Selain itu hal yang mendukung bahwa pencipta haruslah termasuk subjek hukum ditandakan dengan Pasal 1 angka 3 Undnag-Undang Nomor 28 Tahun 2014 tentang Hak Cipta (“UUHC”) yang mengatur bahwa “Pencipta adalah seorang atau beberapa orang yang secara sendirisendiri atau bersama-sama menghasilkan suatu ciptaan yang bersifat khas dan pribadi”.
Meskipun Generative AI mampu menghasilkan suatu ciptaan, tetapi proses menghasilkan ciptaan tersebut masih berdasarkan data input dan kemampuan algoritma. Ini menjadikan kemampuan Generative AI masih belum bisa dianggap sebagai kesadaran pribadi. Sebab, dalam menghasilkan suatu ciptaan, perlu ada niat, emosi, kesadaran pribadi pencipta, dan penilaian estetika, dimana hal-hal tersebut tidak dapat dimiliki oleh Generative AI.
Berpedoman pada UUHC, karya-karya yang dihasilkan Generative AI tidak melibatkan campur tangan manusia dalam proses penciptaan karya tidak akan diberikan perlindungan hak cipta.
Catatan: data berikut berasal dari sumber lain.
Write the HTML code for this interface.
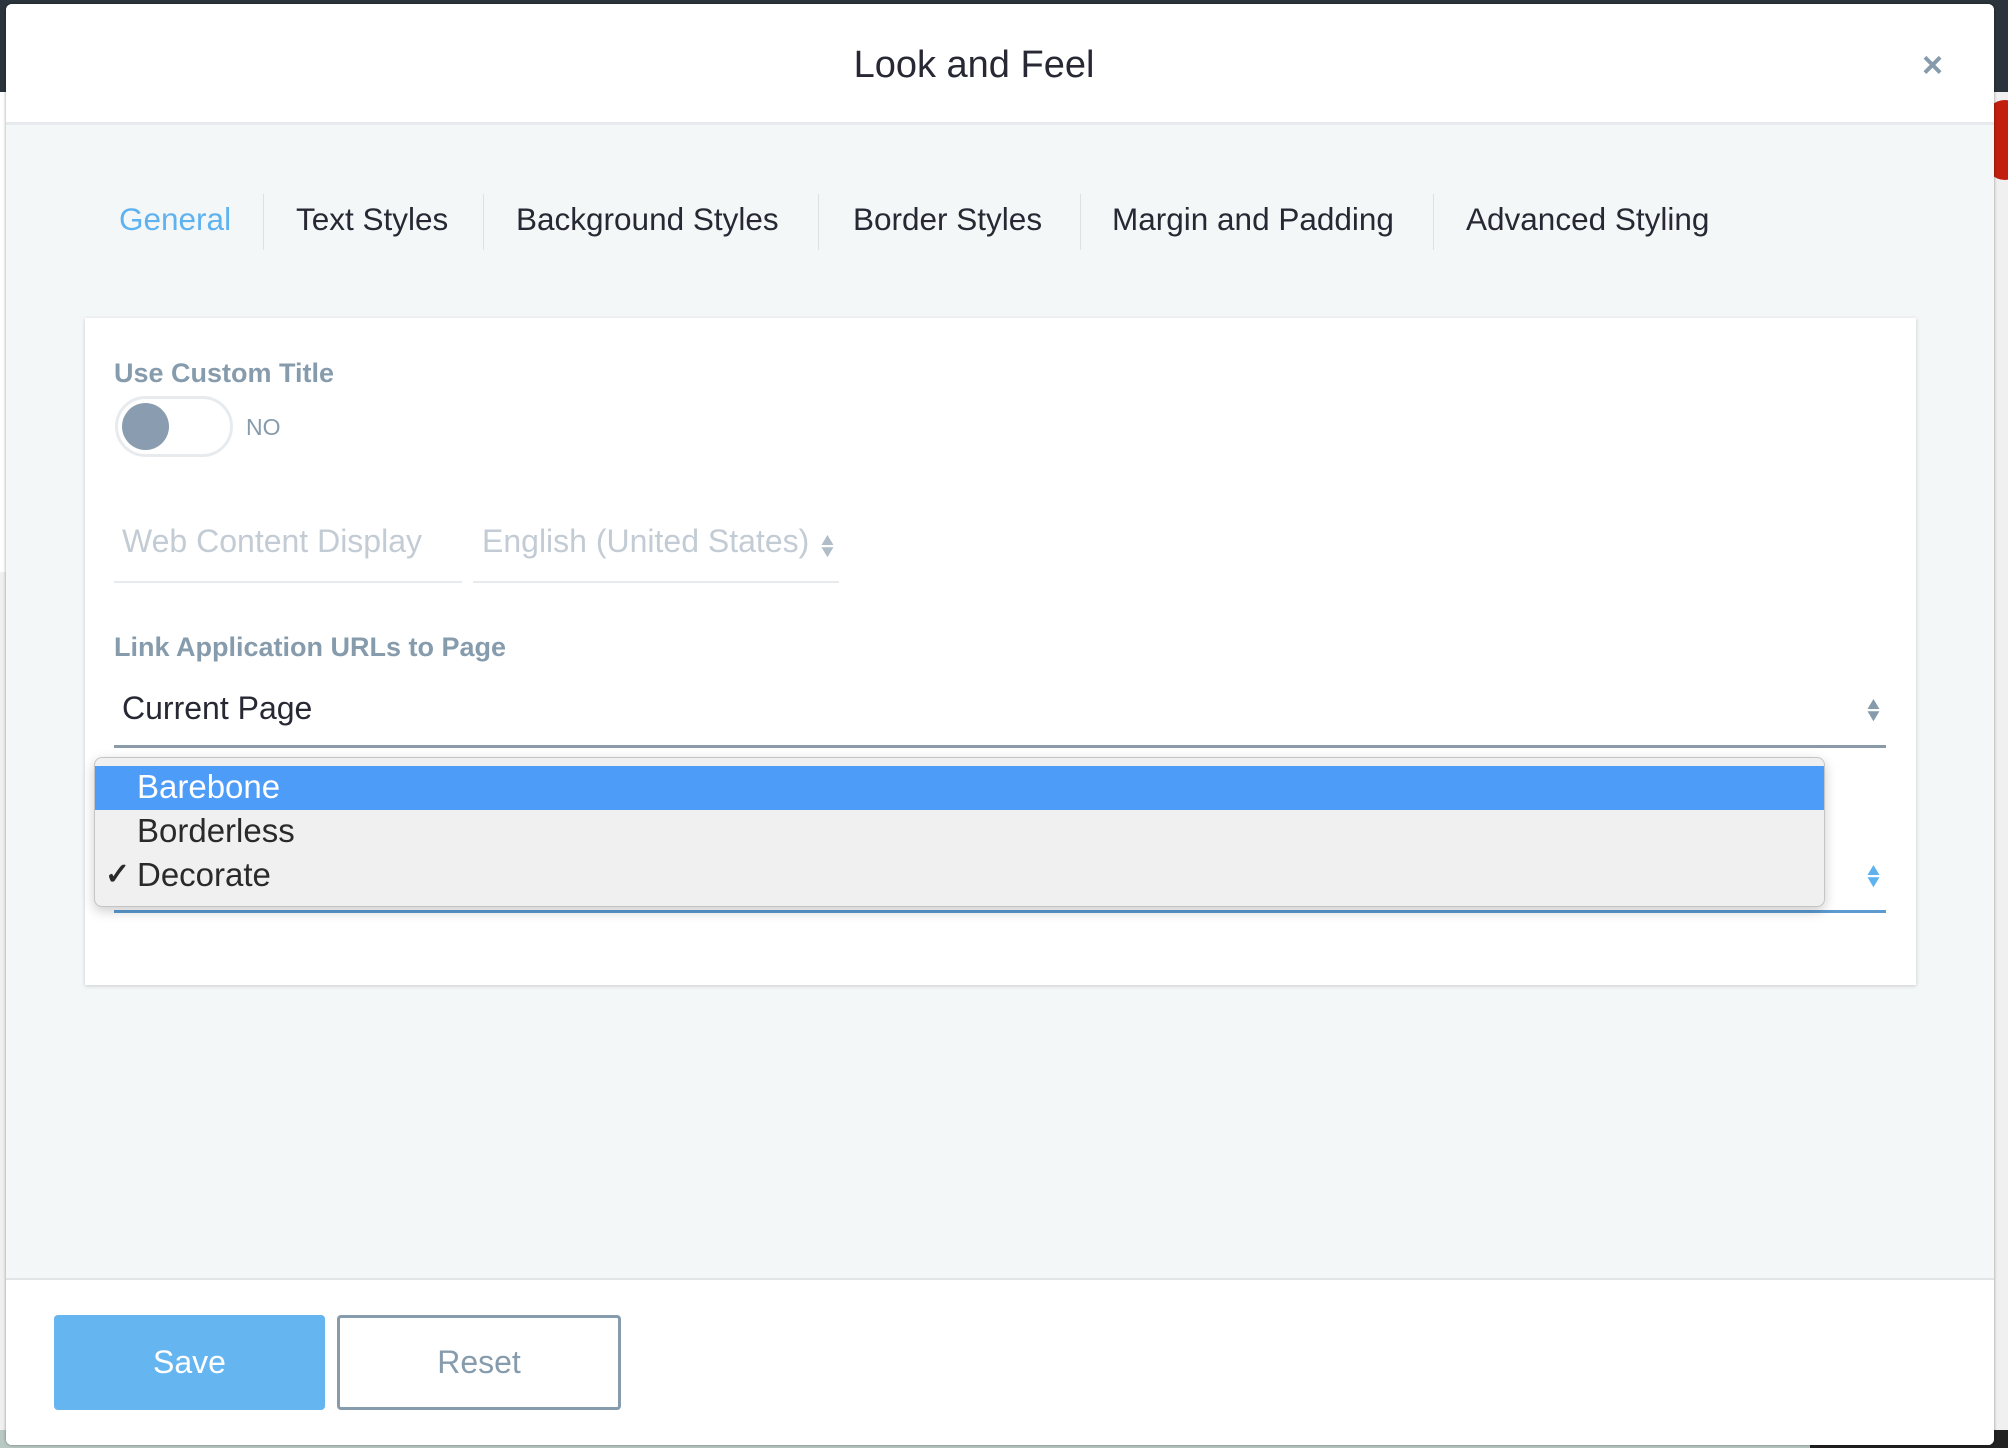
<!DOCTYPE html>
<html><head><meta charset="utf-8"><style>
*{margin:0;padding:0;box-sizing:border-box}
body{width:2008px;height:1448px;overflow:hidden;background:#f0f0f0;font-family:"Liberation Sans",sans-serif;position:relative}
.abs{position:absolute}
.arr{font-size:17px;line-height:12px;transform:scaleX(1.2)}
</style></head><body>
<div class="abs" style="left:0;top:0;width:2008px;height:92px;background:#2b343c"></div>
<div class="abs" style="left:0;top:92px;width:8px;height:480px;background:#fff"></div>
<div class="abs" style="left:1985px;top:100px;width:40px;height:80px;border-radius:40px;background:#c0200d"></div>
<div class="abs" style="left:0;top:1430px;width:2008px;height:18px;background:#b9c8c3"></div>
<div class="abs" style="left:1810px;top:1430px;width:198px;height:18px;background:#222"></div>

<div class="abs" style="left:6px;top:4px;width:1988px;height:1441px;background:#f4f7f8;border-radius:6px;overflow:hidden;box-shadow:0 0 3px rgba(0,0,0,.4)">
  <div class="abs" style="left:0;top:0;width:1988px;height:121px;background:#fff;border-bottom:3px solid #e7eaed"></div>
  <div class="abs" style="left:0;top:40px;width:1936px;text-align:center;font-size:38px;color:#272833">Look and Feel</div>
  <div class="abs" style="left:1916px;top:40px;font-size:36px;color:#869cad;font-weight:bold">×</div>

  <div class="abs" style="left:0;top:197px;height:40px;width:1988px;font-size:31.5px;color:#272833;white-space:nowrap">
    <span class="abs" style="left:113px;color:#5fb2f0">General</span>
    <span class="abs" style="left:257px;top:-7px;width:1px;height:56px;background:#dde1e5"></span>
    <span class="abs" style="left:290px">Text Styles</span>
    <span class="abs" style="left:477px;top:-7px;width:1px;height:56px;background:#dde1e5"></span>
    <span class="abs" style="left:510px">Background Styles</span>
    <span class="abs" style="left:812px;top:-7px;width:1px;height:56px;background:#dde1e5"></span>
    <span class="abs" style="left:847px">Border Styles</span>
    <span class="abs" style="left:1074px;top:-7px;width:1px;height:56px;background:#dde1e5"></span>
    <span class="abs" style="left:1106px">Margin and Padding</span>
    <span class="abs" style="left:1427px;top:-7px;width:1px;height:56px;background:#dde1e5"></span>
    <span class="abs" style="left:1460px">Advanced Styling</span>
  </div>

  <div class="abs" style="left:79px;top:314px;width:1831px;height:667px;background:#fff;box-shadow:0 1px 4px rgba(0,0,0,.18)"></div>
  <div class="abs" style="left:108px;top:354px;font-size:27px;color:#869cad;font-weight:bold">Use Custom Title</div>
  <div class="abs" style="left:109px;top:392px;width:118px;height:61px;border:3px solid #e7ebee;border-radius:31px;background:#fff"></div>
  <div class="abs" style="left:116px;top:399px;width:47px;height:47px;border-radius:50%;background:#8a9caf"></div>
  <div class="abs" style="left:240px;top:410px;font-size:23px;color:#869cad">NO</div>

  <div class="abs" style="left:108px;top:577px;width:348px;height:2px;background:#e7ebee"></div>
  <div class="abs" style="left:116px;top:519px;font-size:32px;color:#c3ccd4">Web Content Display</div>
  <div class="abs" style="left:467px;top:577px;width:366px;height:2px;background:#e7ebee"></div>
  <div class="abs" style="left:476px;top:519px;font-size:32px;color:#c3ccd4">English (United States)</div>
  <div class="abs arr" style="left:813px;top:530px;color:#b0bcc7">▲<br>▼</div>

  <div class="abs" style="left:108px;top:628px;font-size:27px;color:#869cad;font-weight:bold">Link Application URLs to Page</div>
  <div class="abs" style="left:116px;top:686px;font-size:32px;color:#272833">Current Page</div>
  <div class="abs arr" style="left:1859px;top:694px;color:#869cad">▲<br>▼</div>
  <div class="abs" style="left:108px;top:741px;width:1772px;height:3px;background:#8a9aa9"></div>

  <div class="abs" style="left:108px;top:906px;width:1772px;height:3px;background:#5b9bd0"></div>
  <div class="abs arr" style="left:1859px;top:860px;color:#5fb2f0">▲<br>▼</div>

  <div class="abs" style="left:88px;top:753px;width:1731px;height:150px;background:#f0f0f0;border:1px solid #c4c4c4;border-radius:8px;box-shadow:0 4px 12px rgba(0,0,0,.2);overflow:hidden">
    <div class="abs" style="left:0;top:8px;width:1731px;height:44px;background:#4d9cf8"></div>
    <div class="abs" style="left:42px;top:7px;font-size:33px;line-height:44px;color:#fff">Barebone</div>
    <div class="abs" style="left:42px;top:51px;font-size:33px;line-height:44px;color:#2a2a2a">Borderless</div>
    <div class="abs" style="left:10px;top:95px;font-size:30px;line-height:44px;color:#2a2a2a;font-weight:bold">✓</div>
    <div class="abs" style="left:42px;top:95px;font-size:33px;line-height:44px;color:#2a2a2a">Decorate</div>
  </div>

  <div class="abs" style="left:0;top:1274px;width:1988px;height:200px;background:#fff;border-top:2px solid #e2e5e8"></div>
  <div class="abs" style="left:48px;top:1311px;width:271px;height:95px;background:#65b5f1;border-radius:4px;color:#fff;font-size:32px;line-height:95px;text-align:center">Save</div>
  <div class="abs" style="left:331px;top:1311px;width:284px;height:95px;border:3px solid #869cad;border-radius:4px;color:#869cad;font-size:32px;line-height:89px;text-align:center;background:#fff">Reset</div>
</div>
</body></html>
Untuk menentukan validitasnya, dilakukan penilaian melalui serangkaian tahapan, termasuk mengidentifikasi jenis karya, mengevaluasi keterlibatan pemikiran manusia dan ekspresi personalitas dalam karya, serta memeriksa keaslian karya tersebut.
Dari realitas dan banyaknya pro dan kontra AI terhadap esensi kekayaan intelektual, tentu diperlukan reformulasi hukum terhadap UU No. 28 Tahun 2014 tentang Hak Cipta, dengan memperhatikan perkembangan peraturan hak cipta di negara lain yang telah beradaptasi dengan perkembangan AI. Hal ini dalam rangka mengantisipasi perkembangan AI ke depan untuk menciptakan keseimbangan antara kepentingan Pencipta/Pemegang Hak Cipta dan pengembangan AI. Antisipasi ini bertujuan agar dapat memberikan manfaat yang sebesar-besarnya untuk kesejahteraan umat manusia.